Implied messages

Like so few in our liberal media, Richard Cohen has the balls to stand up to the enemies of Israel (in his print column).  But rather than doing the cowardly thing of engaging with an actually informed person, Cohen takes the bold step of making up an unnamed opponent with a weak argument.  This way Cohen sacrifices himself by making his own argument look weak, and himself like a cowardly jerk, while he is really just courageously distracting his readers from seeing the moral complexity of the current situation in Gaza.  He writes:

I get the impression that Israel is expected to put up with this. The implied message from demonstrators and some opinion columnists is that this is the price Israel is supposed to pay for being, I suppose, Israel. I am informed by a Palestinian journalist in a Post op-ed that Israel is trying to stop "amateur rockets from nagging the residents of some of its southern cities." In Sderot, I saw homes nagged to smithereens.

Yes, of course.  Those who think that Israel should sit back and do nothing while being bombed can raise their hands now.  Anyway, Cohen is such a vicariously belligerent dishonest dumbass that he cuts out the second part of the quote above.  Here it is:

In its efforts to stop amateur rockets from nagging the residents of some of its southern cities, Israel appears to have given new life to the fledging Islamic movement in Palestine. 
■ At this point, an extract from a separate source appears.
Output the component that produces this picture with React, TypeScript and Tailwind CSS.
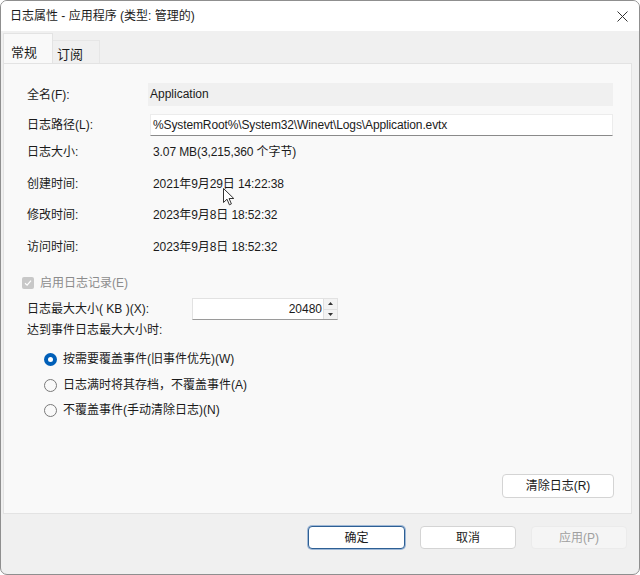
import React from "react";

const font = "font-['Liberation_Sans','Noto_Sans_CJK_SC',sans-serif]";

const InfoRow = ({ label, value, mt }: { label: string; value: string; mt: string }) => (
  <div className={`flex items-center h-[22px] ${mt}`}>
    <div className="w-[126px] shrink-0">{label}</div>
    <div className="tracking-[-0.1px]">{value}</div>
  </div>
);

const Radio = ({ checked, label, mt }: { checked?: boolean; label: string; mt: string }) => (
  <div className={`flex items-center h-[22px] pl-[17px] ${mt}`}>
    {checked ? (
      <span className="w-[13px] h-[13px] rounded-full bg-[#005fb8] flex items-center justify-center">
        <span className="w-[5px] h-[5px] rounded-full bg-white" />
      </span>
    ) : (
      <span className="w-[13px] h-[13px] rounded-full border border-[#7a7a7a] bg-[#f9f9f9]" />
    )}
    <span className="ml-[6px]">{label}</span>
  </div>
);

export default function App() {
  return (
    <div className={`w-[640px] h-[575px] bg-white ${font} text-[12px] text-[#1b1b1b] leading-none`}>
      <div className="relative w-full h-full flex flex-col border border-[#8f8f8f] rounded-[7px] overflow-hidden bg-[#f0f0f0]">
        {/* title bar */}
        <div className="h-[30px] bg-white flex items-center justify-between pl-[9px] pr-[11px] shrink-0">
          <span>日志属性 - 应用程序 (类型: 管理的)</span>
          <svg width="11" height="11" viewBox="0 0 11 11" className="text-[#333]">
            <path d="M0.5 0.5 L10.5 10.5 M10.5 0.5 L0.5 10.5" stroke="currentColor" strokeWidth="1" />
          </svg>
        </div>

        {/* tabs */}
        <div className="h-[32px] flex items-end pl-[2px] shrink-0">
          <div className="h-[30px] w-[50px] bg-[#f9f9f9] border border-b-0 border-[#e3e3e3] flex items-center pl-[7px] pt-[8px] text-[13px]">
            常规
          </div>
          <div className="h-[23px] w-[47px] bg-[#f0f0f0] border border-b-0 border-l-0 border-[#e6e6e6] flex items-center pl-[4px] pt-[4px] text-[13px]">
            订阅
          </div>
        </div>

        {/* panel */}
        <div className="h-[451px] ml-[2px] mr-[7px] bg-[#f9f9f9] border border-[#e3e3e3] flex flex-col pl-[23px] pr-[18px] shrink-0">
          <div className="flex items-center h-[23px] mt-[19px]">
            <div className="w-[121px] shrink-0">全名(F):</div>
            <div className="flex-1 h-full bg-[#f0f0f0] flex items-center pl-[2px] pb-[2px]">Application</div>
          </div>
          <div className="flex items-center h-[22px] mt-[8px]">
            <div className="w-[123px] shrink-0">日志路径(L):</div>
            <div className="flex-1 h-full bg-white border border-[#ececec] border-b-[#8a8a8a] flex items-center pl-[2px] tracking-[-0.12px]">
              %SystemRoot%\System32\Winevt\Logs\Application.evtx
            </div>
          </div>
          <InfoRow label="日志大小:" value="3.07 MB(3,215,360 个字节)" mt="mt-[5px]" />
          <InfoRow label="创建时间:" value="2021年9月29日 14:22:38" mt="mt-[10px]" />
          <InfoRow label="修改时间:" value="2023年9月8日 18:52:32" mt="mt-[9px]" />
          <InfoRow label="访问时间:" value="2023年9月8日 18:52:32" mt="mt-[10px]" />

          <div className="flex items-center h-[22px] mt-[14px] -ml-[5px] text-[#8c8c8c]">
            <span className="w-[12px] h-[12px] rounded-[2px] bg-[#c8c8c8] flex items-center justify-center">
              <svg width="8" height="8" viewBox="0 0 8 8">
                <path d="M1 4.2 L3.1 6.2 L7 1.6" fill="none" stroke="#ffffff" strokeWidth="1.2" />
              </svg>
            </span>
            <span className="ml-[6px]">启用日志记录(E)</span>
          </div>

          <div className="flex items-center h-[22px] mt-[4px]">
            <div className="w-[165px] shrink-0">日志最大大小( KB )(X):</div>
            <div className="w-[146px] h-full bg-white border border-[#e2e2e2] border-b-[#9a9a9a] flex items-center">
              <div className="flex-1 text-right pr-[1px]">20480</div>
              <div className="w-[14px] h-full flex flex-col border-l border-[#e0e0e0]">
                <div className="flex-1 flex items-center justify-center border-b border-[#e0e0e0] bg-[#f3f3f3]">
                  <svg width="5" height="3" viewBox="0 0 5 3">
                    <path d="M2.5 0 L5 3 L0 3 Z" fill="#333" />
                  </svg>
                </div>
                <div className="flex-1 flex items-center justify-center bg-[#f3f3f3]">
                  <svg width="5" height="3" viewBox="0 0 5 3">
                    <path d="M0 0 L5 0 L2.5 3 Z" fill="#333" />
                  </svg>
                </div>
              </div>
            </div>
          </div>

          <div className="flex items-center h-[20px]">达到事件日志最大大小时:</div>

          <Radio checked label="按需要覆盖事件(旧事件优先)(W)" mt="mt-[8px]" />
          <Radio label="日志满时将其存档，不覆盖事件(A)" mt="mt-[4px]" />
          <Radio label="不覆盖事件(手动清除日志)(N)" mt="mt-[3px]" />

          <div className="flex-1" />
          <div className="flex justify-end mb-[15px] -mr-[1px]">
            <button className="w-[112px] h-[24px] bg-white border border-[#d4d4d4] rounded-[4px] text-[12px]">
              清除日志(R)
            </button>
          </div>
        </div>

        {/* footer */}
        <div className="flex justify-end gap-[15px] pr-[12px] pt-[12px]">
          <button className="w-[97px] h-[23px] bg-white border border-[#2d5f94] rounded-[4px] shadow-[0_0_0_1px_#9fb8d6] text-[12px]">
            确定
          </button>
          <button className="w-[96px] h-[23px] bg-white border border-[#d4d4d4] rounded-[4px] text-[12px]">
            取消
          </button>
          <button className="w-[96px] h-[23px] bg-[#f5f5f5] border border-[#ebebeb] rounded-[4px] text-[12px] text-[#a0a0a0]">
            应用(P)
          </button>
        </div>

        {/* mouse pointer */}
        <svg className="absolute left-[222px] top-[187px]" width="12" height="18" viewBox="0 0 12 18">
          <path d="M0.5 0.5 L0.5 14.5 L4 11.2 L6.4 16.8 L8.4 15.9 L6.1 10.5 L10.8 10.5 Z" fill="#ffffff" stroke="#333" strokeWidth="1" />
        </svg>
      </div>
    </div>
  );
}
Not to be pedantic, but the point is that Israel has strengthened the hands of Hamas by responding in the way that it has.  But Cohen, who "gets the impression" and sees the "implied message," deprives his readers of the pleasure of seeing that "the politics by other means part" of the current war might not have been wisely thought out.  It takes, however, real courage to make up, and then face down, such hollow men.  People, after all, might think Cohen a superficial sort of thinker.

4 thoughts on “Implied messages”

  1. Woah woah woah.  This is a really bias post.  Sure his argument is flawed, but you’ve gone one extra step and implied that his position is invalid, not simply his arguemnt.  I am in full support of Isreal on this, and I don’t think Cohen does my position jsutice at all.  If you disagree with him that’s fine, make that arguement and it can be debated.  Taking the opposing position because his arguement is weak is very much akin to exactly what you’ve (rightly) accused Cohen of doing.

  2. Dear Andrew,

    I’ve accused Cohen of setting up a straw man.  In doing this I’ve suggested that there are stronger arguments against the bellicose position than Cohen lets on.  I haven’t endorsed them.  I would suggest that if Cohen wants to engage in a serious discussion on the matter, then he ought to engage with serious interlocutors–not fabricated ones.
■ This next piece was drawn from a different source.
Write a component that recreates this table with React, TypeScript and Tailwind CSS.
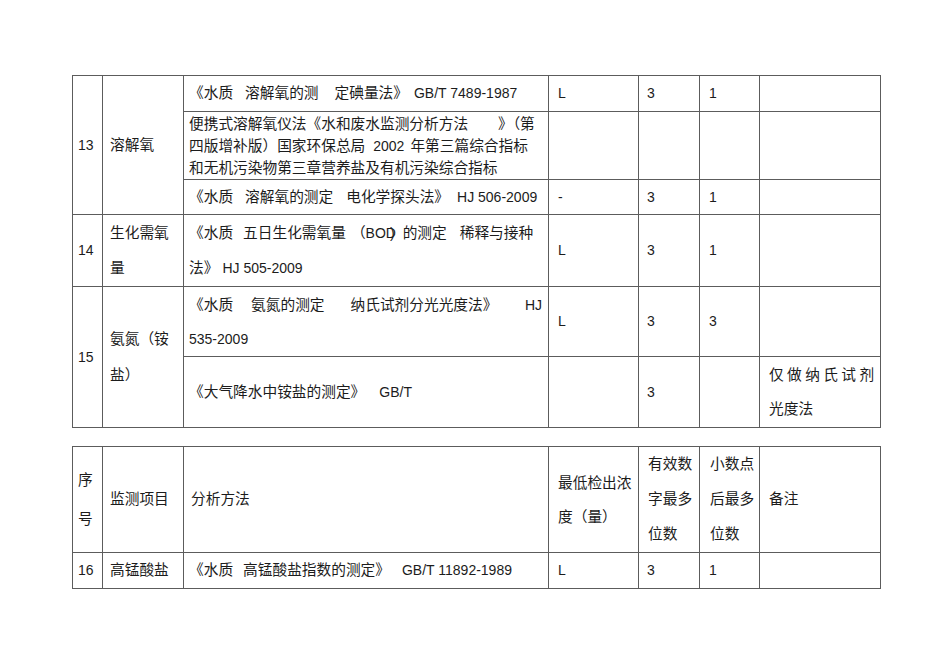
const cell = "border border-[#5c5c5c] align-middle p-0";

function Cols() {
  return (
    <colgroup>
      <col className="w-[30px]" />
      <col className="w-[81px]" />
      <col className="w-[365px]" />
      <col className="w-[90px]" />
      <col className="w-[61px]" />
      <col className="w-[60px]" />
      <col className="w-[121px]" />
    </colgroup>
  );
}

export default function App() {
  return (
    <div className="min-h-[672px] w-[950px] bg-white pl-[72px] pt-[75px] text-[14.7px] text-[#1c1c1c] font-['Liberation_Sans','Noto_Sans_CJK_SC',sans-serif]">
      <table className="table-fixed border-collapse w-[809px]">
        <Cols />
        <tbody>
          <tr className="h-[36px]">
            <td rowSpan={3} className={`${cell} pl-[5px] text-[14px]`}>13</td>
            <td rowSpan={3} className={`${cell} pl-[7px]`}>溶解氧</td>
            <td className={`${cell} pl-[5px] whitespace-nowrap`}>
              《水质<span className="ml-[12px]">溶解氧的测</span>
              <span className="ml-[16px]">定碘量法》</span>
              <span className="ml-[6px] text-[14px]">GB/T 7489-1987</span>
            </td>
            <td className={`${cell} pl-[9px] text-[14px]`}>L</td>
            <td className={`${cell} pl-[8px] text-[14px]`}>3</td>
            <td className={`${cell} pl-[9px] text-[14px]`}>1</td>
            <td className={cell}></td>
          </tr>
          <tr className="h-[68px]">
            <td className={`${cell} pl-[5px] leading-[22px] whitespace-nowrap`}>
              <div>
                便携式溶解氧仪法《水和废水监测分析方法<span className="ml-[30px]">》（第</span>
              </div>
              <div>
                四版增补版）国家环保总局<span className="ml-[8px] text-[14px]">2002</span>
                <span className="ml-[6px]">年第三篇综合指标</span>
              </div>
              <div>和无机污染物第三章营养盐及有机污染综合指标</div>
            </td>
            <td className={cell}></td>
            <td className={cell}></td>
            <td className={cell}></td>
            <td className={cell}></td>
          </tr>
          <tr className="h-[35px]">
            <td className={`${cell} pl-[5px] whitespace-nowrap`}>
              《水质<span className="ml-[12px]">溶解氧的测定</span>
              <span className="ml-[13px]">电化学探头法》</span>
              <span className="ml-[8px] text-[14px]">HJ 506-2009</span>
            </td>
            <td className={`${cell} pl-[9px] text-[14px]`}>-</td>
            <td className={`${cell} pl-[8px] text-[14px]`}>3</td>
            <td className={`${cell} pl-[9px] text-[14px]`}>1</td>
            <td className={cell}></td>
          </tr>
          <tr className="h-[72px]">
            <td className={`${cell} pl-[5px] text-[14px]`}>14</td>
            <td className={`${cell} pl-[7px] leading-[35px]`}>
              <div>生化需氧</div>
              <div>量</div>
            </td>
            <td className={`${cell} pl-[5px] leading-[35px] whitespace-nowrap`}>
              <div>
                《水质<span className="ml-[10px]">五日生化需氧量</span>
                <span className="ml-[5px]">（</span>
                <span className="text-[14px]">BOD</span>
                <span className="-ml-[6px] text-[14px]">)</span>
                <span className="ml-[8px]">的测定</span>
                <span className="ml-[13px]">稀释与接种</span>
              </div>
              <div>
                法》<span className="ml-[4px] text-[14px]">HJ 505-2009</span>
              </div>
            </td>
            <td className={`${cell} pl-[9px] text-[14px]`}>L</td>
            <td className={`${cell} pl-[8px] text-[14px]`}>3</td>
            <td className={`${cell} pl-[9px] text-[14px]`}>1</td>
            <td className={cell}></td>
          </tr>
          <tr className="h-[70px]">
            <td rowSpan={2} className={`${cell} pl-[5px] text-[14px]`}>15</td>
            <td rowSpan={2} className={`${cell} pl-[7px] leading-[36px]`}>
              <div>氨氮（铵</div>
              <div>盐）</div>
            </td>
            <td className={`${cell} pl-[5px] leading-[34px] whitespace-nowrap`}>
              <div className="flex pr-[6px]">
                <span>《水质</span>
                <span className="ml-[18px]">氨氮的测定</span>
                <span className="ml-[26px]">纳氏试剂分光光度法》</span>
                <span className="ml-auto text-[14px]">HJ</span>
              </div>
              <div className="text-[14px]">535-2009</div>
            </td>
            <td className={`${cell} pl-[9px] text-[14px]`}>L</td>
            <td className={`${cell} pl-[8px] text-[14px]`}>3</td>
            <td className={`${cell} pl-[9px] text-[14px]`}>3</td>
            <td className={cell}></td>
          </tr>
          <tr className="h-[71px]">
            <td className={`${cell} pl-[5px] whitespace-nowrap`}>
              《大气降水中铵盐的测定》<span className="ml-[14px] text-[14px]">GB/T</span>
            </td>
            <td className={cell}></td>
            <td className={`${cell} pl-[8px] text-[14px]`}>3</td>
            <td className={cell}></td>
            <td className={`${cell} pl-[9px] leading-[34px] whitespace-nowrap`}>
              <div className="tracking-[3.4px]">仅做纳氏试剂</div>
              <div>光度法</div>
            </td>
          </tr>
        </tbody>
      </table>

      <table className="table-fixed border-collapse w-[809px] mt-[18px]">
        <Cols />
        <tbody>
          <tr className="h-[106px]">
            <td className={`${cell} pl-[5px] leading-[39px]`}>
              <div>序</div>
              <div>号</div>
            </td>
            <td className={`${cell} pl-[7px]`}>监测项目</td>
            <td className={`${cell} pl-[7px]`}>分析方法</td>
            <td className={`${cell} pl-[9px] leading-[34px] whitespace-nowrap`}>
              <div>最低检出浓</div>
              <div>度（量）</div>
            </td>
            <td className={`${cell} pl-[9px] leading-[35px] whitespace-nowrap`}>
              <div>有效数</div>
              <div>字最多</div>
              <div>位数</div>
            </td>
            <td className={`${cell} pl-[10px] leading-[35px] whitespace-nowrap`}>
              <div>小数点</div>
              <div>后最多</div>
              <div>位数</div>
            </td>
            <td className={`${cell} pl-[9px]`}>备注</td>
          </tr>
          <tr className="h-[36px]">
            <td className={`${cell} pl-[5px] text-[14px]`}>16</td>
            <td className={`${cell} pl-[7px]`}>高锰酸盐</td>
            <td className={`${cell} pl-[5px] whitespace-nowrap`}>
              《水质<span className="ml-[10px]">高锰酸盐指数的测定》</span>
              <span className="ml-[12px] text-[14px]">GB/T 11892-1989</span>
            </td>
            <td className={`${cell} pl-[9px] text-[14px]`}>L</td>
            <td className={`${cell} pl-[8px] text-[14px]`}>3</td>
            <td className={`${cell} pl-[9px] text-[14px]`}>1</td>
            <td className={cell}></td>
          </tr>
        </tbody>
      </table>
    </div>
  );
}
  3. Alright.  I must have misinterpreted the post.  It all just seemed very tongue-in-cheek, and I was mistaking an implied position because of the sarcasm.
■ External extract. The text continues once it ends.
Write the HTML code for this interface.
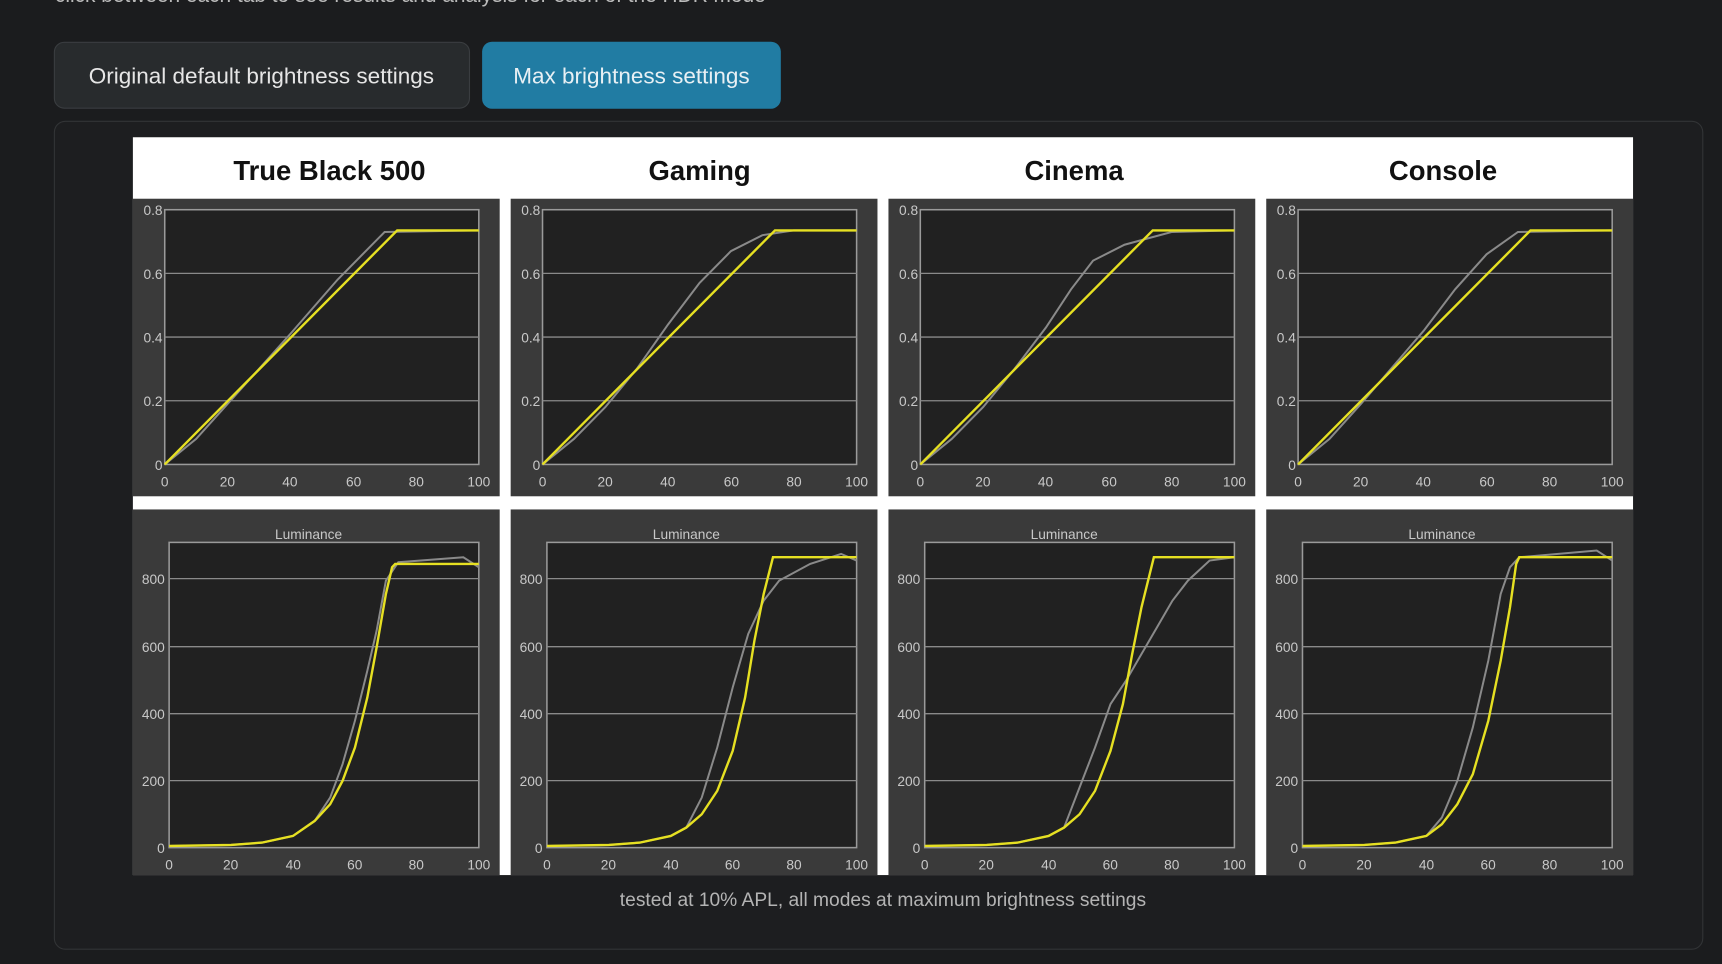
<!DOCTYPE html>
<html><head><meta charset="utf-8"><style>
html,body{margin:0;padding:0;background:#1b1c1e;width:1722px;height:964px;overflow:hidden}
svg{display:block}
.ax{font-family:"Liberation Sans",sans-serif;font-size:12.5px;fill:#c8c8c8}
.t{font-family:"Liberation Sans",sans-serif;font-size:25px;font-weight:bold;fill:#111}
.y{fill:none;stroke:#e6e022;stroke-width:2.4}
.g{fill:none;stroke:#8a8a8a;stroke-width:2}
.grid{stroke:#8a8a8a;stroke-width:1.2}
</style></head><body>
<svg width="1722" height="964" viewBox="0 0 1568 878" preserveAspectRatio="none">
<defs>
<g id="top">
  <rect x="0" y="56" width="334" height="271" fill="#3a3a3a"/>
  <rect x="29" y="66" width="286" height="232" fill="#212121" stroke="#9a9a9a" stroke-width="1.4"/>
  <line class="grid" x1="29" x2="315" y1="124" y2="124"/>
  <line class="grid" x1="29" x2="315" y1="182" y2="182"/>
  <line class="grid" x1="29" x2="315" y1="240" y2="240"/>
  <g class="ax" text-anchor="end">
    <text x="27" y="71">0.8</text><text x="27" y="129">0.6</text><text x="27" y="187">0.4</text><text x="27" y="245">0.2</text><text x="27" y="303">0</text>
  </g>
  <g class="ax" text-anchor="middle">
    <text x="29" y="318">0</text><text x="86" y="318">20</text><text x="143" y="318">40</text><text x="201" y="318">60</text><text x="258" y="318">80</text><text x="315" y="318">100</text>
  </g>
</g>
<g id="bot">
  <rect x="0" y="339" width="334" height="333" fill="#3a3a3a"/>
  <rect x="33" y="369" width="282" height="278" fill="#212121" stroke="#9a9a9a" stroke-width="1.4"/>
  <line class="grid" x1="33" x2="315" y1="402" y2="402"/>
  <line class="grid" x1="33" x2="315" y1="464" y2="464"/>
  <line class="grid" x1="33" x2="315" y1="525" y2="525"/>
  <line class="grid" x1="33" x2="315" y1="586" y2="586"/>
  <text class="ax" x="160" y="366" text-anchor="middle">Luminance</text>
  <g class="ax" text-anchor="end">
    <text x="29" y="407">800</text><text x="29" y="469">600</text><text x="29" y="530">400</text><text x="29" y="591">200</text><text x="29" y="652">0</text>
  </g>
  <g class="ax" text-anchor="middle">
    <text x="33" y="667">0</text><text x="89" y="667">20</text><text x="146" y="667">40</text><text x="202" y="667">60</text><text x="258" y="667">80</text><text x="315" y="667">100</text>
  </g>
</g>
</defs>

<text x="50" y="2" font-family="Liberation Sans,sans-serif" font-size="19" fill="#bbb">click between each tab to see results and analysis for each of the HDR mode</text>

<rect x="49.5" y="38.5" width="378" height="60" rx="9" fill="#282b2d" stroke="#3a3d40"/>
<text x="238" y="76" text-anchor="middle" font-family="Liberation Sans,sans-serif" font-size="20.5" fill="#e6e6e6">Original default brightness settings</text>
<rect x="439" y="38" width="272" height="61" rx="9" fill="#217ca3"/>
<text x="575" y="76" text-anchor="middle" font-family="Liberation Sans,sans-serif" font-size="20.5" fill="#e8f0f4">Max brightness settings</text>

<rect x="49.5" y="110.5" width="1501" height="754" rx="10" fill="#1d1e20" stroke="#323436"/>

<g transform="translate(121,125)">
  <rect x="0" y="0" width="1366" height="672" fill="#fff"/>
  <text class="t" x="179" y="39" text-anchor="middle">True Black 500</text>
  <text class="t" x="516" y="39" text-anchor="middle">Gaming</text>
  <text class="t" x="857" y="39" text-anchor="middle">Cinema</text>
  <text class="t" x="1193" y="39" text-anchor="middle">Console</text>

  <g>
    <use href="#top"/><use href="#bot"/>
    <g transform="translate(29,298) scale(2.86,-290)">
      <polyline class="g" vector-effect="non-scaling-stroke" points="0,0 10,0.08 20,0.19 40,0.41 55,0.58 70,0.73 100,0.735"/>
      <polyline class="y" vector-effect="non-scaling-stroke" points="0,0 74,0.735 100,0.735"/>
    </g>
    <g transform="translate(33,647) scale(2.82,-0.304)">
      <polyline class="g" vector-effect="non-scaling-stroke" points="0,5 20,8 30,15 40,35 47,80 52,150 56,250 60,380 64,530 67,650 70,800 74,855 95,870 100,840"/>
      <polyline class="y" vector-effect="non-scaling-stroke" points="0,5 20,8 30,15 40,35 47,80 52,130 56,200 60,300 64,450 67,600 70,760 72,840 73,850 100,850"/>
    </g>
  </g>
  <g transform="translate(344,0)">
    <use href="#top"/><use href="#bot"/>
    <g transform="translate(29,298) scale(2.86,-290)">
      <polyline class="g" vector-effect="non-scaling-stroke" points="0,0 10,0.08 20,0.18 30,0.3 40,0.44 50,0.57 60,0.67 70,0.72 80,0.735 100,0.735"/>
      <polyline class="y" vector-effect="non-scaling-stroke" points="0,0 74,0.735 100,0.735"/>
    </g>
    <g transform="translate(33,647) scale(2.82,-0.304)">
      <polyline class="g" vector-effect="non-scaling-stroke" points="0,5 20,8 30,15 40,35 45,60 50,150 55,300 60,480 65,640 70,740 75,800 85,850 95,880 100,860"/>
      <polyline class="y" vector-effect="non-scaling-stroke" points="0,5 20,8 30,15 40,35 45,60 50,100 55,170 60,290 64,450 67,620 70,760 73,870 100,870"/>
    </g>
  </g>
  <g transform="translate(688,0)">
    <use href="#top"/><use href="#bot"/>
    <g transform="translate(29,298) scale(2.86,-290)">
      <polyline class="g" vector-effect="non-scaling-stroke" points="0,0 10,0.08 20,0.18 30,0.3 40,0.43 48,0.55 55,0.64 65,0.69 80,0.73 100,0.735"/>
      <polyline class="y" vector-effect="non-scaling-stroke" points="0,0 74,0.735 100,0.735"/>
    </g>
    <g transform="translate(33,647) scale(2.82,-0.304)">
      <polyline class="g" vector-effect="non-scaling-stroke" points="0,5 20,8 30,15 40,35 45,60 50,180 55,300 60,430 65,500 70,580 75,660 80,740 85,800 92,860 100,870"/>
      <polyline class="y" vector-effect="non-scaling-stroke" points="0,5 20,8 30,15 40,35 45,60 50,100 55,170 60,290 64,430 67,580 70,720 74,870 100,870"/>
    </g>
  </g>
  <g transform="translate(1032,0)">
    <use href="#top"/><use href="#bot"/>
    <g transform="translate(29,298) scale(2.86,-290)">
      <polyline class="g" vector-effect="non-scaling-stroke" points="0,0 10,0.08 20,0.19 40,0.42 50,0.55 60,0.66 70,0.73 100,0.735"/>
      <polyline class="y" vector-effect="non-scaling-stroke" points="0,0 74,0.735 100,0.735"/>
    </g>
    <g transform="translate(33,647) scale(2.82,-0.304)">
      <polyline class="g" vector-effect="non-scaling-stroke" points="0,5 20,8 30,15 40,35 45,90 50,200 55,360 60,560 64,760 67,840 70,870 95,890 100,860"/>
      <polyline class="y" vector-effect="non-scaling-stroke" points="0,5 20,8 30,15 40,35 45,70 50,130 55,220 60,380 64,560 67,720 69,850 70,870 100,870"/>
    </g>
  </g>
</g>

<text x="804" y="825" text-anchor="middle" font-family="Liberation Sans,sans-serif" font-size="17.5" fill="#b4b4b4">tested at 10% APL, all modes at maximum brightness settings</text>
</svg>
</body></html>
  4. Could also be read as dichotomy, whether false or not is more difficult.

    1. Either Israel must bomb and invades Gaza, or it must “put up with” rockets fired at its citizens.
    2. Israel should not “put up with” rockets fired at its citizens.
    3.Therefore Israel must bomb and invade Gaza.

    Whether it’s a false dichotomy is harder to determine. The straw man seems to arise when Cohen imputes this premise to the demonstrators and then suggests that since they’re opposed to bombing and invading Gaza, therefore they must conclude the other horn of the dichotomy. Presumably, the demonstrators would balk at this argument being placed in their mouth.

    Probably, they would reject the dichotomy to begin with, though I’m not in a position to determine whether they would be right to do this.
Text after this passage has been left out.